Source material =
◇ ◇ ◇ ◇

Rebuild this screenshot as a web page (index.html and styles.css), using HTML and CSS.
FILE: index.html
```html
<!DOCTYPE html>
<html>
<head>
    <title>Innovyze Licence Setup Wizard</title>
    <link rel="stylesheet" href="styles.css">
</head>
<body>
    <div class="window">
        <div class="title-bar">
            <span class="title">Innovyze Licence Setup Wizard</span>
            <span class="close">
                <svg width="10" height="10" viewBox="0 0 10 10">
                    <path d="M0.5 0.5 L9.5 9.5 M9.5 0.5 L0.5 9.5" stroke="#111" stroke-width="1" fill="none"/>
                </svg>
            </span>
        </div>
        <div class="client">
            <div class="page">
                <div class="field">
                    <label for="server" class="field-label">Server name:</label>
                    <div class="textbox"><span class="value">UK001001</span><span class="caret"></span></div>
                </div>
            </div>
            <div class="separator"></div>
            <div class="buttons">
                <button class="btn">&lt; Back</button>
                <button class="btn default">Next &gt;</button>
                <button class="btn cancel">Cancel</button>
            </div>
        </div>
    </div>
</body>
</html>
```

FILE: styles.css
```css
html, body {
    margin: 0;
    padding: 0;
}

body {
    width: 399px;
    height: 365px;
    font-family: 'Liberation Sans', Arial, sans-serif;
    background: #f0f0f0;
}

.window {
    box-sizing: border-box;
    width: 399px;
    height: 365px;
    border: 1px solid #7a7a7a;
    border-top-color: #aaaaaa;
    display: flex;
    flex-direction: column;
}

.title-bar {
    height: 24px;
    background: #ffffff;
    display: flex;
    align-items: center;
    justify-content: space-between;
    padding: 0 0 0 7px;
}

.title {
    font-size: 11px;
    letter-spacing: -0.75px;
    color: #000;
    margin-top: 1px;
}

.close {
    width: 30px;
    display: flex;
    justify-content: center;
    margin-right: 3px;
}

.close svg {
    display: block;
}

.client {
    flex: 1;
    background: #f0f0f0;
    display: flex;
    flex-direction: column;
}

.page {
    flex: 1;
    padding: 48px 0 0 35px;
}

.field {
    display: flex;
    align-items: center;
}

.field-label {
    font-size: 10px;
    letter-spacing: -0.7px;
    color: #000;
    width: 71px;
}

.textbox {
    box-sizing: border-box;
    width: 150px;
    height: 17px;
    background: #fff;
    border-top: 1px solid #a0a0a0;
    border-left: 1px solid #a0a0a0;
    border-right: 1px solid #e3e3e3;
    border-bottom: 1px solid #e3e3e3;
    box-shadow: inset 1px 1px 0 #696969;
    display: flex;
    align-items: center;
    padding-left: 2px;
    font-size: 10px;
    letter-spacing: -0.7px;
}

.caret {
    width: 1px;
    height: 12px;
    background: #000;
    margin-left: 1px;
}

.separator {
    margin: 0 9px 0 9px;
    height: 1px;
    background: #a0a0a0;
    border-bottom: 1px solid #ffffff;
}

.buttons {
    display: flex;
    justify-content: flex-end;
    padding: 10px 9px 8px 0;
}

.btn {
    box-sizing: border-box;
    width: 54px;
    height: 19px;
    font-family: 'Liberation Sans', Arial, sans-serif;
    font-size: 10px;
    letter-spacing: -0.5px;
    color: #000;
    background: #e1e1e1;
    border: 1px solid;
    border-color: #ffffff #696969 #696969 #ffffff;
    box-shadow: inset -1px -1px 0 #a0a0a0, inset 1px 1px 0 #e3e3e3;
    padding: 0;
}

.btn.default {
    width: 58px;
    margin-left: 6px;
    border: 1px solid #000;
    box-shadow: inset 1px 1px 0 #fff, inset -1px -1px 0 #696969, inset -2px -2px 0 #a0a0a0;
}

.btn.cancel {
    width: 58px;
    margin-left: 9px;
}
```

◇ ◇ ◇ ◇

Goal = Pick out the lines that have the word "styles". Copy them all.

The solution =
Rebuild this screenshot as a web page (index.html and styles.css), using HTML and CSS.
    <link rel="stylesheet" href="styles.css">
FILE: styles.css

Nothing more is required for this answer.